Google admits Home’s voice recognition capabilities are not perfect. “We’re continuing to fine-tune our voice recognition systems and will get better over time,” the company said in a statement.
Assistant has already struggled with privacy in situations that involve multiple users. In text conversations in Google’s messaging app Allo, Assistant has shared personal Maps information from a user so that another can see it, and seemed to share search history. Google said it fixed those glitches.
If Google doesn’t solve the issue, it could dissuade people from using the feature — or using Google’s voice-enabled technology at all.
Other issues with voice
People are still getting used to voice interaction with computers and they speak to devices in a different way from how they type.
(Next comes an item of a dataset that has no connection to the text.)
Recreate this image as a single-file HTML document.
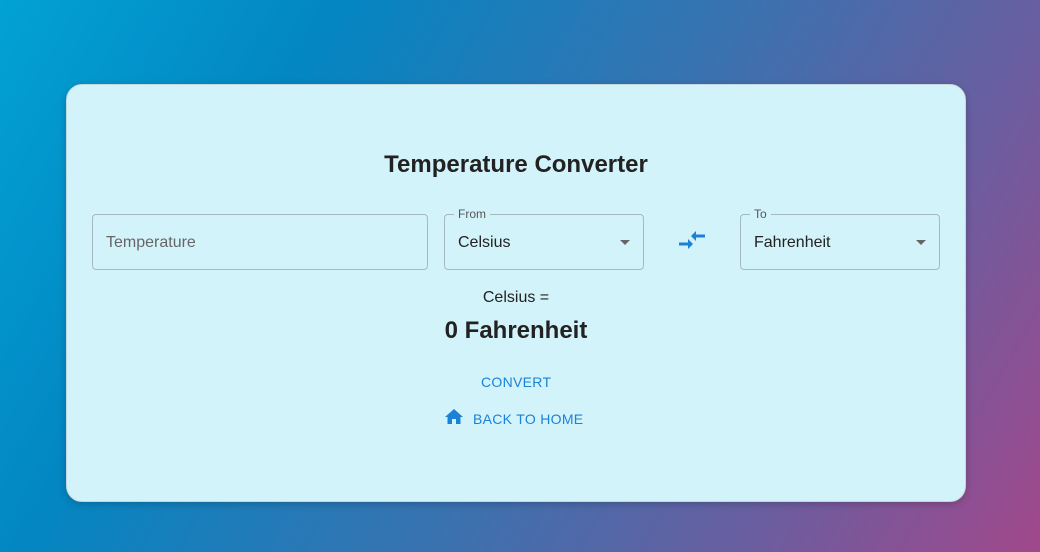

Typed searches are easy to adjust if they fail, while unsuccessful voice queries engender more frustration. There’s an iterative approach to text search that doesn’t carry over to voice, says UC Berkeley computer science professor Dan Klein: “You type a search, it doesn’t work, you modify your search.”
Voice tools are known to have trouble with accents. “Understanding accents and different types of voices is a huge challenge for computers, which is why we train our systems on voice data through our services,” a Google spokesperson said, adding that Google is continuing to train its systems to better recognize accents.
On top of these limitations in grasping what users ask and request, the responses from a voice tool face limitations. They have to be shorter than text responses and, at least with the way Assistant frames responses, “they give you no hint that there are other answers,” said SEO marketer Will Critchlow.